Por: Andrés Quintero Olmos.
En el seno de la sociedad colombiana siempre han existido separaciones infranqueables entre las clases sociales. Hoy, estas cortinas de hierro son más sutiles que antes pero allí siguen coleando.
Ascender en la escala social hace pocas décadas era misión imposible y mantenerse arriba era espinoso. Lo esencial para ser de clase alta era escoger bien el lugar de residencia, casarse bien y, sobre todo, nacer con piel pálida de manera que quedará marcada la separación con el resto de la población. Paralelamente a esto, era importante manifestar etiqueta heredada con toques de sangre azul e implementar a diario los códigos morales predeterminados (la religión católica, el machismo, etc.) y manejar por lo mínimo una cultura de occidente básica y suficiente para poder reconocer los matices de cultura entre las diferentes naciones europeas. La ilustración perfecta de esto es que muchos se presentaban (hoy todavía ocurre) con sus dos apellidos para instaurar claramente su proveniencia.
En contradicción a lo que sucede hoy, el dinero antes no tenía tanta importancia. Esto lo pudieron comprobar judíos y árabes, que migraron mayoritariamente en el siglo XX a estas tierras inhóspitas, que por mucho que se enriquecieran no eran aceptados en los círculos exclusivos de la “gente de bien”. Siendo ésta la manera cómo se denominan entre ellos los que hacen parte de la parte superior de la pirámide social, dándonos a suponer que el resto es “gente mala”.
Los colombianos somos expertos en detectar las proveniencias sociales y nos encanta recordarlas cada tanto: por el aspecto físico, los manierismos y, especialmente, a partir del acento. En los países, digamos más “normales”, los acentos varían según las regiones, aquí en nuestra tierra también cambian según el estrato social.

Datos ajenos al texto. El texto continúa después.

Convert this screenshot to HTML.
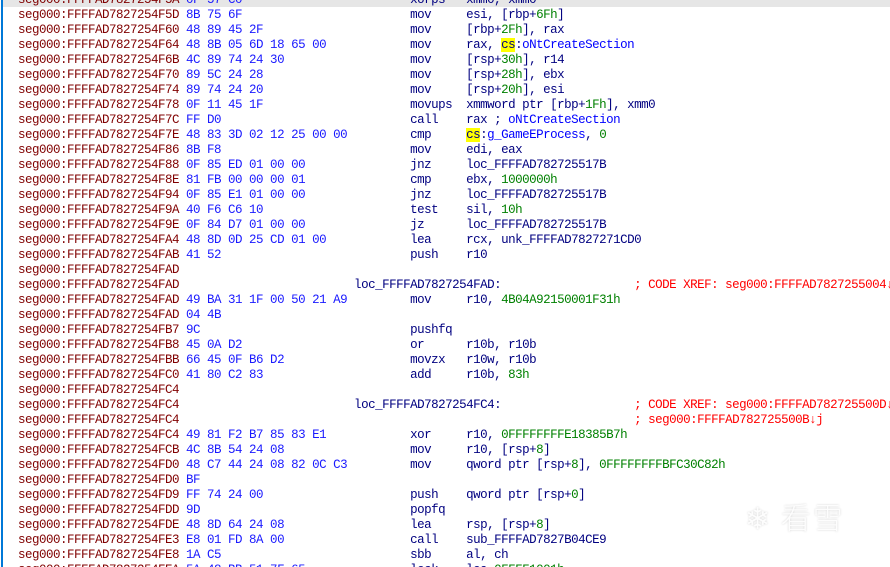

Los extranjeros rara vez se dan cuenta de cómo funciona este chocante sistema de clases, este clasicismo en su estado puro, porque el trato para ellos –únicamente para ellos- es amable y familiar y no son tomados en cuenta para el procesamiento automático de estratificación.
Hoy, y desde ya varias décadas, todos estos códigos de rangos sociales cayeron en abismo cuando nuestra querida patria se deshizo de sus jerarquías colonialistas y destapó su verdadero rostro: el de la cultura del narcotráfico, el de la plata fácil, del materialismo y de las apariencias bancarias más que de las culturales. Ya, en estos momentos, la “gente de bien” es la que tiene dinero, independientemente de la fingida cultura. A través del poder económico surgieron estas nuevas estratificaciones de personas; muchas adineradas por haber colindado con las actividades ilegales que ofrecía el mercado nacional y por la tolerancia de un Estado débil y mediocre que no supo incorporar en su población unos objetivos de vida distintos al de multiplicar el dinero en pro del capitalismo salvaje.
No sabemos qué modelo es peor, si el anterior o el actual, pero sí se destaca que ninguno de los dos funciona porque socavan la igualdad de oportunidades.